Even with the advent of reusable rockets, launch costs remain a significant barrier. Transporting hundreds, if not thousands, of tons of server racks, cooling systems, power arrays, and structural components into orbit would entail an astronomical initial investment. While Musk’s companies are pushing the envelope in reducing launch costs, the sheer volume and weight of a functional data center would still translate into billions, if not tens of billions, of dollars, before a single byte of AI compute is delivered.

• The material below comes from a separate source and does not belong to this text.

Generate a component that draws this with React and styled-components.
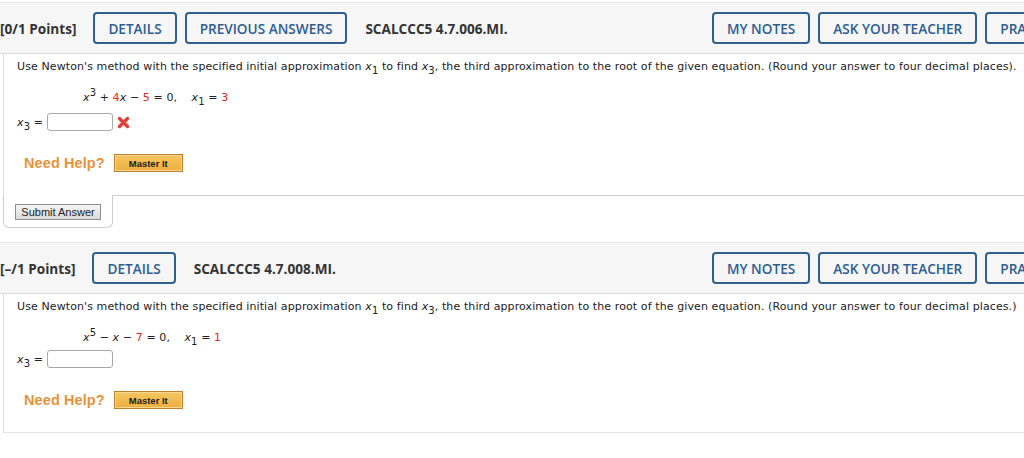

Then comes the question of return on investment (ROI). Terrestrial data centers can be built and brought online in a matter of months or a few years, offering a relatively quick path to revenue generation. An orbital data center, even if technically feasible, would likely require a decade or more of development, testing, and deployment before it could begin to offer competitive services. In the fast-evolving landscape of AI, where hardware architectures and software paradigms shift every few years, committing to such a long-term, inflexible infrastructure project carries immense risk of technological obsolescence even before it becomes fully operational. The opportunity cost, given the immediate demands of the AI market, is simply too high for many investors.

India’s Pragmatic Path: Ground-Based Innovation and Sustainability

For a nation like India, which is rapidly scaling its digital infrastructure and pursuing aggressive AI adoption, the skepticism around orbital data centers holds particular relevance. India’s strategy is firmly rooted in building robust, sustainable terrestrial infrastructure. The country is witnessing a boom in data center construction, with significant investments from both domestic and international players. The focus is on leveraging India’s burgeoning renewable energy capacity, particularly solar and wind, to power these facilities, aligning with national sustainability mandates.

India’s ambition in AI, from developing indigenous large language models to driving AI adoption across sectors like healthcare, agriculture, and finance, relies on immediate, reliable, and cost-effective compute. The nation’s semiconductor mission, while nascent, aims to build domestic capabilities in chip manufacturing, further strengthening its ground-based AI ecosystem. For Indian businesses and developers, the immediate need is for scalable, affordable cloud infrastructure that can be accessed with minimal latency. A futuristic, orbital solution that is years away and carries an uncertain cost structure simply does not align with the pragmatic and urgent demands of India’s digital transformation journey.

The Balance Between Vision and Viability

Masayoshi Son’s comments, while seemingly ironic given SoftBank’s own history of making “wild bets,” underscore a crucial distinction: there is a difference between visionary ambition and a viable, timely market solution. Deep tech, by its nature, pushes boundaries, and some ideas, like orbital data centers, may eventually find their niche. However, the current AI revolution is a sprint, not a marathon that can wait for multi-decade space infrastructure projects to mature.

The real breakthroughs in AI compute for the next decade will likely come from advancements in silicon architecture, new materials, quantum computing, and innovative energy management solutions for terrestrial data centers. It will involve a relentless drive for efficiency, miniaturization, and specialized processing units that can deliver exponential performance gains within existing economic and environmental parameters. While the allure of the stars remains, the immediate battle for AI will be won and lost much closer to home, on Earth, where the challenges are pressing and the solutions, though complex, are within a more tangible reach.